For her final task, she was asked to complete a roof ventilation exercise.

“They gave me a chainsaw, and I had to cut open a roof to allow smoke to exit the building,” she said. “The roof was on a hillside, so thankfully, I didn’t have to climb up a building to do that one. It was basically chainsaw into plywood.”

For her efforts, Robertson was awarded with a certificate of completion during the Washougal City Council’s meeting on May 28.

“She just dove right in and she did great,” Cliburn told the Council members. “She did everything the way that it was designed to do, in gear. She did it all. You should congratulate her because she did a bang-up job. We’re so appreciative that (she was) willing to step up and come be a part of what it is that we call a career and a love.”
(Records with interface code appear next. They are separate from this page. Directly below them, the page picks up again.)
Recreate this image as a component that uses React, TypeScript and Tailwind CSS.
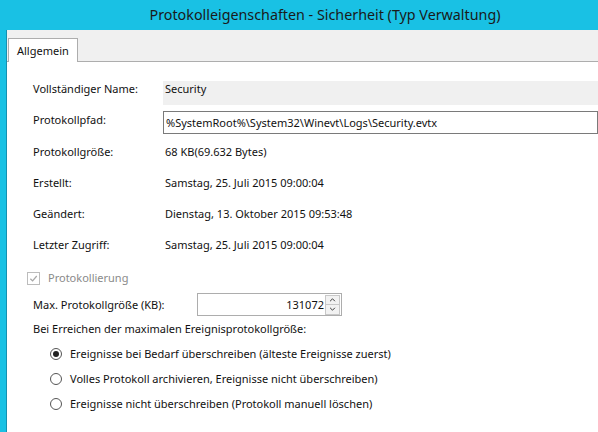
import React from 'react'

const font = { fontFamily: '"Segoe UI", "Noto Sans", "Open Sans", sans-serif' }

const InfoRow = ({ label, value, h }: { label: string; value: string; h: string }) => (
  <div className={`flex items-center ${h}`}>
    <span className="w-[132px] shrink-0">{label}</span>
    <span>{value}</span>
  </div>
)

const Radio = ({ checked, label }: { checked?: boolean; label: string }) => (
  <label className="flex h-[25px] items-center">
    <span className="mr-[8px] flex h-[12px] w-[12px] items-center justify-center rounded-full border border-[#555] bg-white">
      {checked && <span className="h-[6px] w-[6px] rounded-full bg-[#222]" />}
    </span>
    {label}
  </label>
)

const App: React.FC = () => {
  return (
    <div
      className="flex h-[432px] w-[598px] flex-col overflow-hidden bg-[#19c1e4] text-[11px] leading-[16px] text-[#111]"
      style={font}
    >
      <div className="flex h-[30px] shrink-0 items-center justify-center pl-[52px] text-[14.3px] text-[#1a1a1a]">
        Protokolleigenschaften - Sicherheit (Typ Verwaltung)
      </div>
      <div className="flex min-h-0 flex-1">
        <div className="w-[7px] shrink-0 border-r border-[#1590b0]" />
        <div className="flex flex-1 flex-col bg-[#f0f0f0]">
          <div className="flex h-[32px] shrink-0 items-end border-b border-[#adadad]">
            <div className="ml-[1px] mb-[-1px] flex h-[24px] w-[70px] items-center border border-b-0 border-[#adadad] bg-white pl-[8px] pt-[1px]">
              Allgemein
            </div>
          </div>
          <div className="flex-1 bg-white pl-[26px]">
            <div className="mt-[19px] flex h-[24px] items-start">
              <span className="w-[130px] shrink-0">Vollständiger Name:</span>
              <span className="h-[24px] flex-1 bg-[#f0f0f0] pl-[2px]">Security</span>
            </div>
            <div className="mt-[6px] flex h-[23px] items-center">
              <span className="mt-[-5px] w-[130px] shrink-0">Protokollpfad:</span>
              <span className="flex h-[23px] flex-1 items-center border border-[#7a7a7a] pl-[2px]">
                %SystemRoot%\System32\Winevt\Logs\Security.evtx
              </span>
            </div>
            <div className="pt-[2px]">
              <InfoRow h="h-[31px]" label="Protokollgröße:" value="68 KB(69.632 Bytes)" />
              <InfoRow h="h-[31px]" label="Erstellt:" value="Samstag, 25. Juli 2015 09:00:04" />
              <InfoRow h="h-[31px]" label="Geändert:" value="Dienstag, 13. Oktober 2015 09:53:48" />
              <InfoRow h="h-[31px]" label="Letzter Zugriff:" value="Samstag, 25. Juli 2015 09:00:04" />
            </div>
            <label className="ml-[-6px] mt-[10px] flex h-[16px] items-center text-[#8a8a8a]">
              <span className="mr-[8px] flex h-[13px] w-[13px] items-center justify-center border border-[#bcbcbc] bg-white">
                <svg viewBox="0 0 10 10" className="h-[9px] w-[9px]">
                  <path d="M1.5 5.2 L4 7.6 L8.6 2.2" fill="none" stroke="#a8a8a8" strokeWidth="1.4" />
                </svg>
              </span>
              Protokollierung
            </label>
            <div className="mt-[7px] flex h-[23px] items-center">
              <span className="w-[164px] shrink-0">Max. Protokollgröße (KB):</span>
              <div className="flex h-[23px] w-[145px] items-center border border-[#adadad] bg-white">
                <span className="flex-1 text-right">131072</span>
                <div className="ml-[1px] mr-[1px] flex flex-col">
                  <span className="flex h-[10px] w-[15px] items-center justify-center border border-[#c8c8c8] bg-[#f2f2f2]">
                    <svg viewBox="0 0 8 5" className="h-[4px] w-[7px]">
                      <path d="M1 4 L4 1 L7 4" fill="none" stroke="#333" strokeWidth="1.2" />
                    </svg>
                  </span>
                  <span className="flex h-[10px] w-[15px] items-center justify-center border border-t-0 border-[#c8c8c8] bg-[#f2f2f2]">
                    <svg viewBox="0 0 8 5" className="h-[4px] w-[7px]">
                      <path d="M1 1 L4 4 L7 1" fill="none" stroke="#333" strokeWidth="1.2" />
                    </svg>
                  </span>
                </div>
              </div>
            </div>
            <div className="mt-[5px] flex h-[16px] items-center">
              Bei Erreichen der maximalen Ereignisprotokollgröße:
            </div>
            <div className="mt-[4px] pl-[17px]">
              <Radio checked label="Ereignisse bei Bedarf überschreiben (älteste Ereignisse zuerst)" />
              <Radio label="Volles Protokoll archivieren, Ereignisse nicht überschreiben)" />
              <Radio label="Ereignisse nicht überschreiben (Protokoll manuell löschen)" />
            </div>
          </div>
        </div>
      </div>
    </div>
  )
}

export default App
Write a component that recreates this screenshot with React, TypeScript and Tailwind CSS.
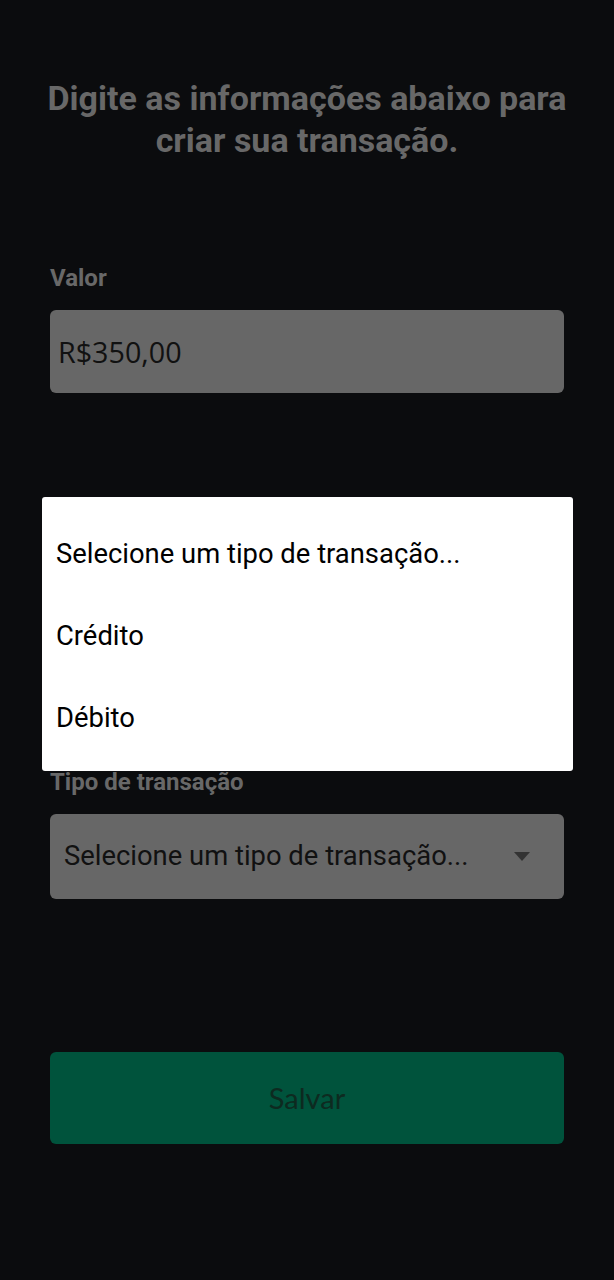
import React from "react";

export default function App() {
  return (
    <div className="relative min-h-[1280px] w-full bg-[#0b0c0e] px-[50px]" style={{ fontFamily: "Roboto, 'Noto Sans', sans-serif" }}>
      <h1 className="-mx-[40px] whitespace-nowrap pt-[77px] text-center text-[34px] font-bold leading-[42px] text-[#686868]">
        Digite as informações abaixo para
        <br />
        criar sua transação.
      </h1>

      <div className="mt-[103px] text-[24px] font-bold leading-[28px] text-[#686868]">Valor</div>
      <div className="mt-[18px] flex h-[83px] items-center rounded-[6px] bg-[#676767] px-[8px] text-[28.7px] text-[#111]" style={{ fontFamily: "'Open Sans', sans-serif" }}>
        R$350,00
      </div>

      <div className="mt-[375px] text-[24px] font-bold leading-[28px] text-[#686868]">Tipo de transação</div>
      <div className="mt-[18px] flex h-[85px] items-center justify-between rounded-[6px] bg-[#676767] pl-[14px] pr-[34px] text-[27.4px] text-[#111]">
        <span>Selecione um tipo de transação...</span>
        <svg width="16" height="9" viewBox="0 0 16 9"><path d="M0 0 H16 L8 9 Z" fill="#333" /></svg>
      </div>

      <button className="mt-[153px] flex h-[92px] w-full items-center justify-center rounded-[6px] bg-[#00533c] text-[29px] text-[#0d2a20]" style={{ fontFamily: "Lato, sans-serif" }}>
        Salvar
      </button>

      <div className="absolute left-[42px] top-[497px] flex h-[274px] w-[531px] flex-col justify-center rounded-[3px] bg-white px-[14px] pt-[5px] text-[27.4px] text-black">
        <div className="flex h-[82px] items-center">Selecione um tipo de transação...</div>
        <div className="flex h-[82px] items-center">Crédito</div>
        <div className="flex h-[82px] items-center">Débito</div>
      </div>
    </div>
  );
}
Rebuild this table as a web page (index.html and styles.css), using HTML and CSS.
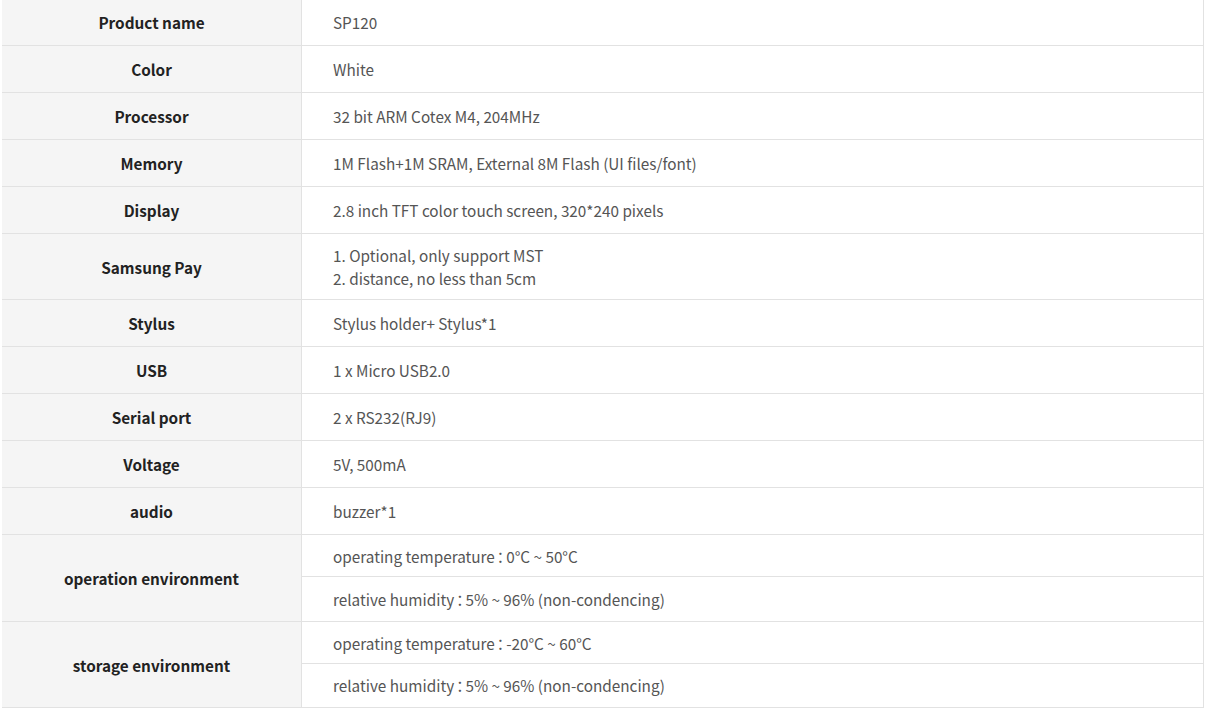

Free added that Robertson “had a very good weekend, and learned a lot about what we do, how we do it, stressors that we are under and what tools we need to effectively do the job.”

Cliburn added that he hopes to recruit more elected officials to participate in the program in future years, a sentiment that Robertson echoed.

“I have actually already recommended several people to do this,” she said. “One of our city council members, David Fritz, has actually said that he wants to do it, and I’m hoping I can get some more people from the city of Camas to do it, and I want to recommend media (members) to do it. I really want to bring that awareness, especially with the money that we’re putting into our stations now and the Regional Fire Authority that’s about to (be put into place) so that people understand why we’re doing these things, and that it’s not just another property tax.”